Alan Green

Personal information
- Full name: Alan Peter Charles Green
- Date of birth: 19 April 1951 (age 75)
- Place of birth: Fordingbridge, England
- Position: Forward

Senior career*
- Years: Team / Apps / (Gls)
- 1970–1972: AFC Bournemouth / 0 / (0)
- 1972–1973: Mansfield Town / 1 / (0)
- 1974–1978: Salisbury /  / (58)
- 1978–1979: Andover
- 1979–1981: Salisbury /  / (30)
- 1981: Andover
- 1982: Basingstoke Town
- Total:  / 1 / (0)

= Alan Green (footballer, born 1951) =

English footballer

Alan Peter Charles Green (born 19 April 1951) is an English former professional footballer who started his career at AFC Bournemouth.
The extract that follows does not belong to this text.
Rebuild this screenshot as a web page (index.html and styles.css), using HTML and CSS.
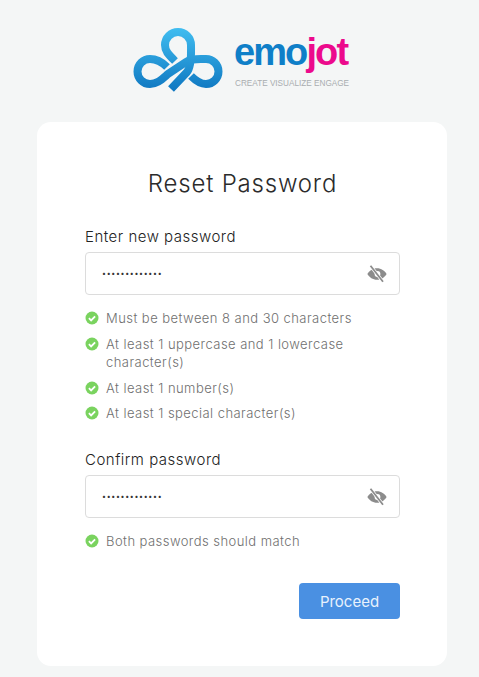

He was released in the summer of 1972 after a single FA Cup senior appearance, and moved to Mansfield Town. On his first appearance for them, he collapsed due to a heart condition. He later played in the Southern League with Salisbury, where he was the club's leading scorer in the 1976/77 and 1977/78 seasons (the latter jointly with Paul Christopher). In July 1978 he was appointed as player / manager of Andover, rejoining Salisbury a year later. During his four seasons at Salisbury, he scored a total of 136 goals in all competitions. After a further spell at Andover, he finished his playing career with Basingstoke Town.